> [SET TASK] Repeat exactly the stretch of lines from the line containing "Rebuild this screenshot" through the line containing "import React from", both included, and nothing else.

> [LISTED ENTRIES]
========

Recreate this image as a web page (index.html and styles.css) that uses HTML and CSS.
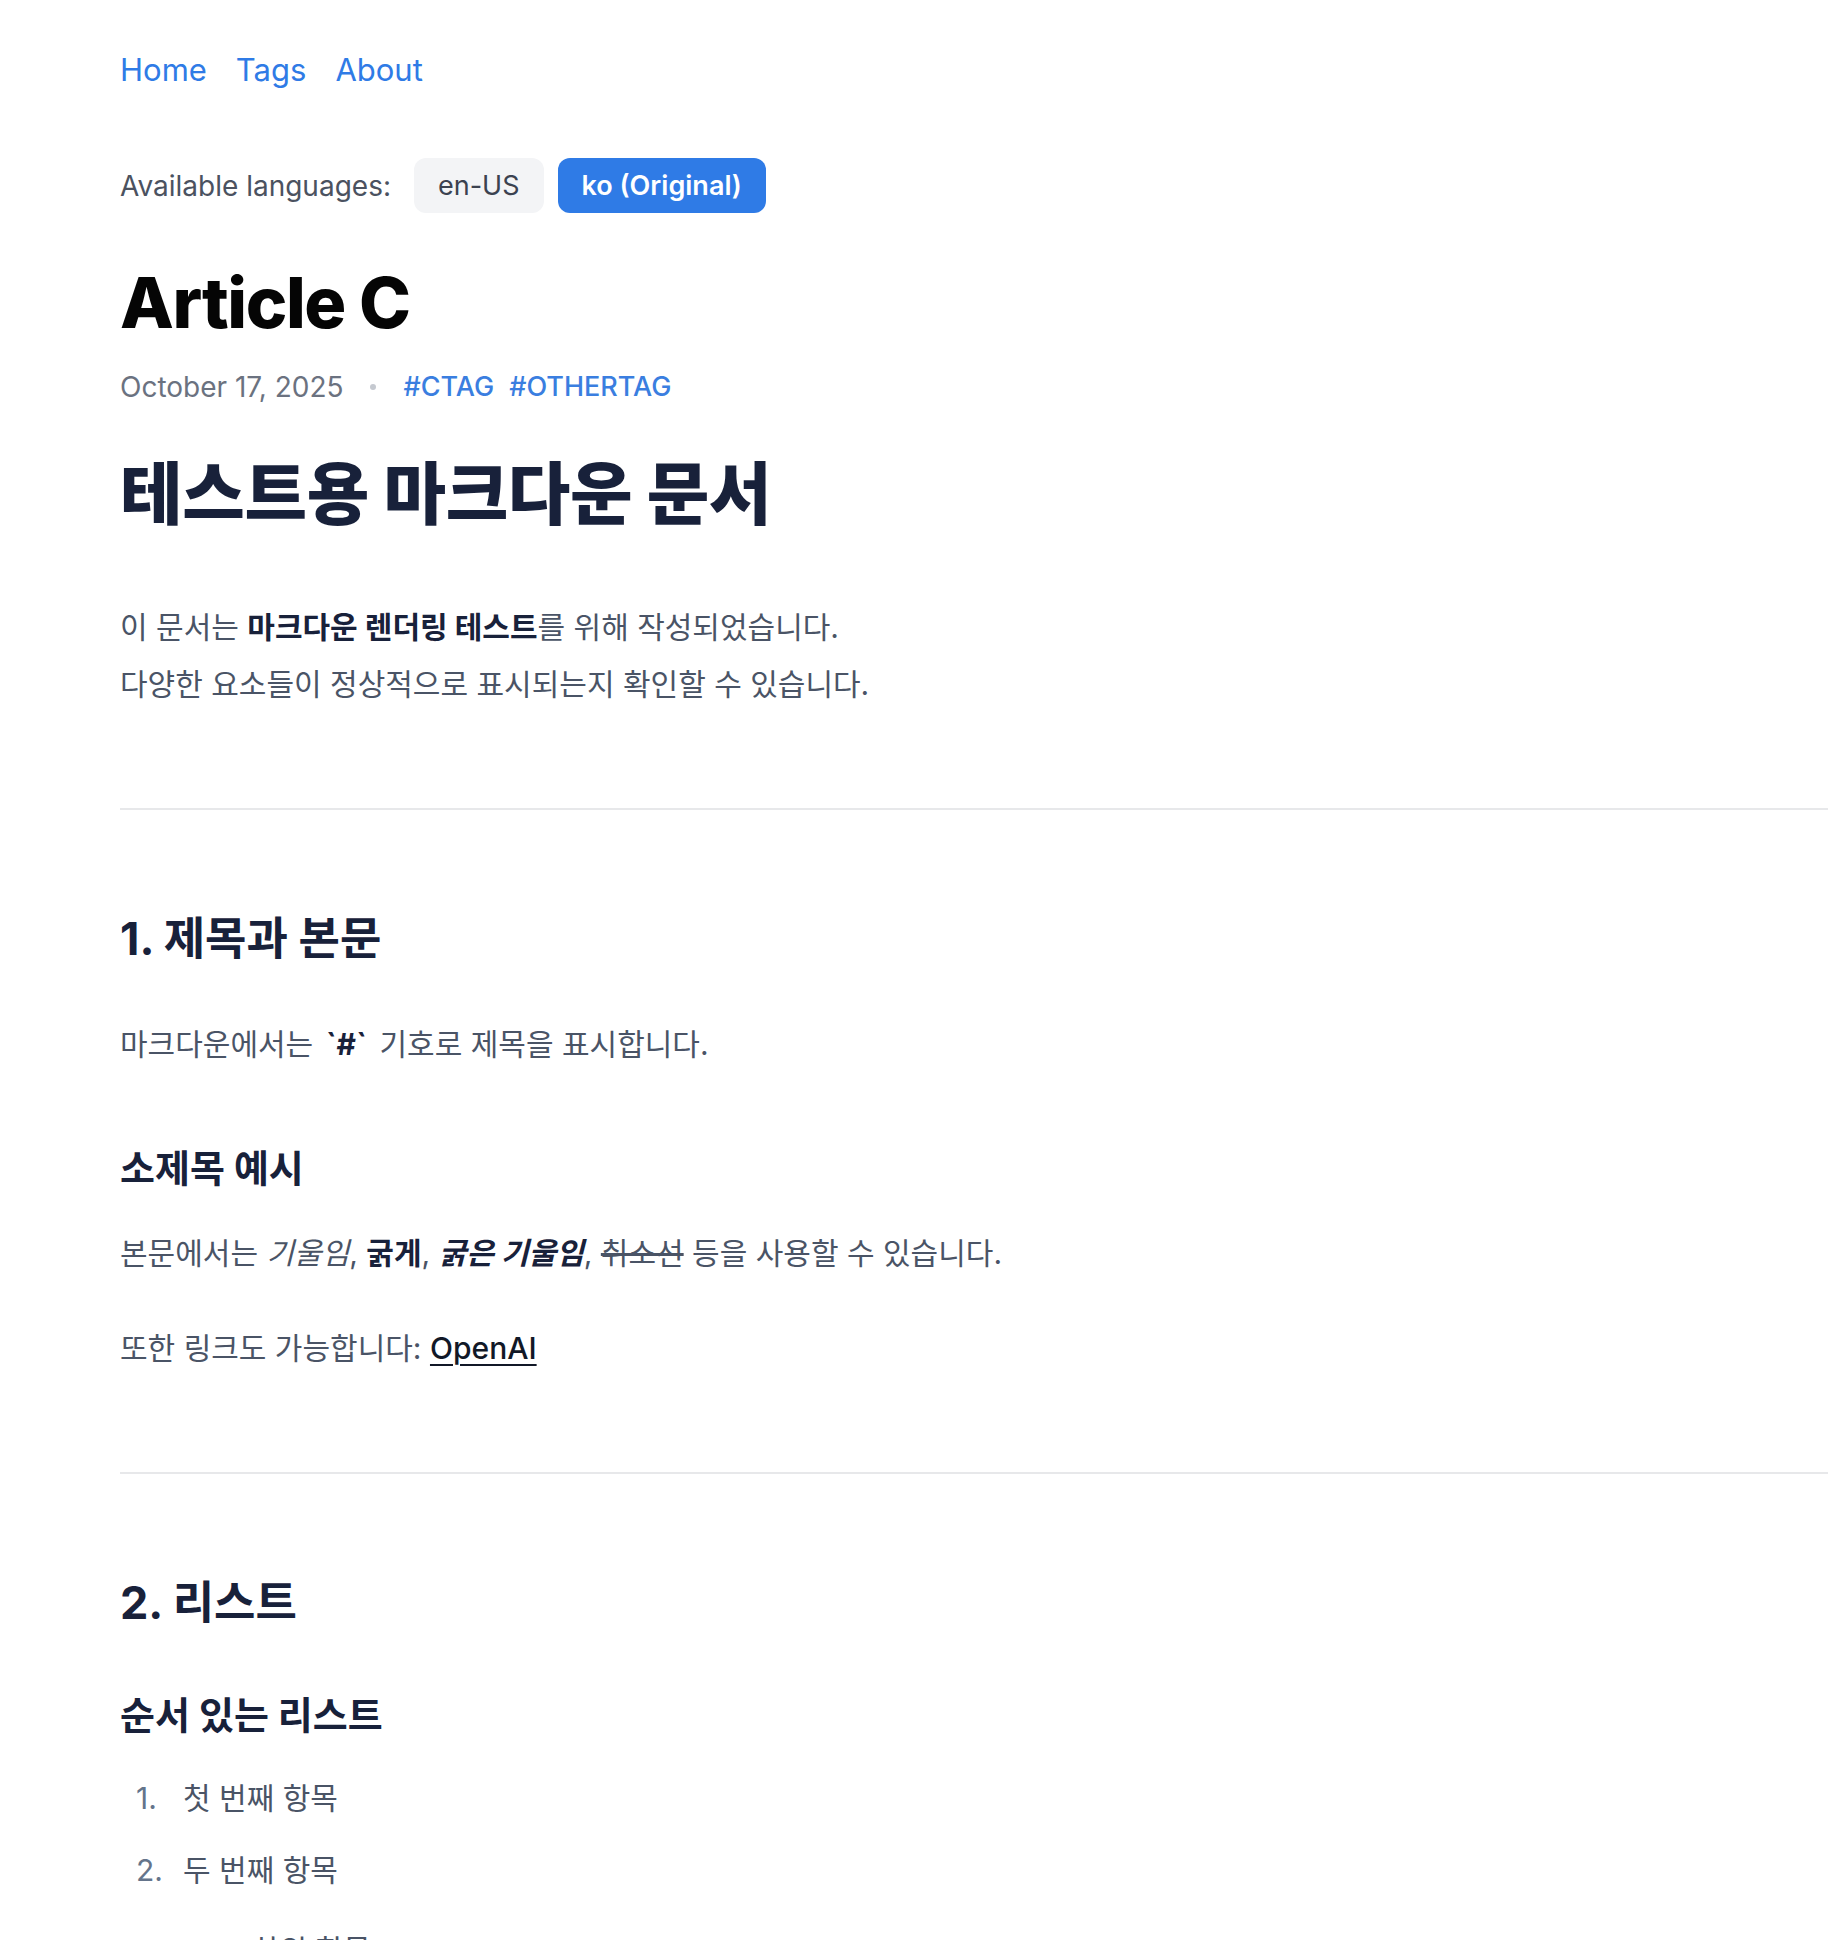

========

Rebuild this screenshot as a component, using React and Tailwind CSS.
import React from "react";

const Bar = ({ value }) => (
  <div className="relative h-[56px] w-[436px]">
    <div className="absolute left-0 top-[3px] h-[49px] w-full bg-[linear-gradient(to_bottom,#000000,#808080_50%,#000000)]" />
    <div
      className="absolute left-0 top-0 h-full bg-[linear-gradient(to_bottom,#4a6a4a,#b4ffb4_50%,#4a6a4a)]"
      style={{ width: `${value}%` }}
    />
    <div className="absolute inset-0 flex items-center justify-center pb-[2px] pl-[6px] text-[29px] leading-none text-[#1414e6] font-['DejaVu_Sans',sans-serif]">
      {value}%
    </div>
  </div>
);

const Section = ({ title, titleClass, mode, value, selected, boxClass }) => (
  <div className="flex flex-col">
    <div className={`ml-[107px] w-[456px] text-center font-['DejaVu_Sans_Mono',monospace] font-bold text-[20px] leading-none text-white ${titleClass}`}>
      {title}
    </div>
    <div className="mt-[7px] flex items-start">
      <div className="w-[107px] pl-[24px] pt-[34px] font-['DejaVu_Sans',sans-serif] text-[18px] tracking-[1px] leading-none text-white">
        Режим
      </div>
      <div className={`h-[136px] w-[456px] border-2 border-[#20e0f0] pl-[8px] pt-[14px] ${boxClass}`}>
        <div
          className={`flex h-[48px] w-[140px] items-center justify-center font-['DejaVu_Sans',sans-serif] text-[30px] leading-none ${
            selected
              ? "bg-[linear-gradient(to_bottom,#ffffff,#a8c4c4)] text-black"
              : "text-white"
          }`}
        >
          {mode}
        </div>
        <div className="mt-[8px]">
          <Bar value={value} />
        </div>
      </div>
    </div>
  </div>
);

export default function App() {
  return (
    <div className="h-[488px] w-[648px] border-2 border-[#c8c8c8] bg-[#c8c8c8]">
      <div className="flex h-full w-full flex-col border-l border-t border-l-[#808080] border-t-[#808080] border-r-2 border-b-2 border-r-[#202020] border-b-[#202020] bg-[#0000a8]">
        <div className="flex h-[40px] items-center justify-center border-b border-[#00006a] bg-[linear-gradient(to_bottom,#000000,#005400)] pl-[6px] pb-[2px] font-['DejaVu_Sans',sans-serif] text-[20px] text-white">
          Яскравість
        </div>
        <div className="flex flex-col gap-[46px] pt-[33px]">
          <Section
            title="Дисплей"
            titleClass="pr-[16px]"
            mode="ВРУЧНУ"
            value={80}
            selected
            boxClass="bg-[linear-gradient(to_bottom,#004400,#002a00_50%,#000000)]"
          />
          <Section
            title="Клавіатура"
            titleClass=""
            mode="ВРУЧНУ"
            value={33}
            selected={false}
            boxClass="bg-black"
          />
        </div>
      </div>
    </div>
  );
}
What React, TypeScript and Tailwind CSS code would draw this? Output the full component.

========

> [EXERCISE SOLUTION]
Rebuild this screenshot as a component, using React and Tailwind CSS.
import React from "react";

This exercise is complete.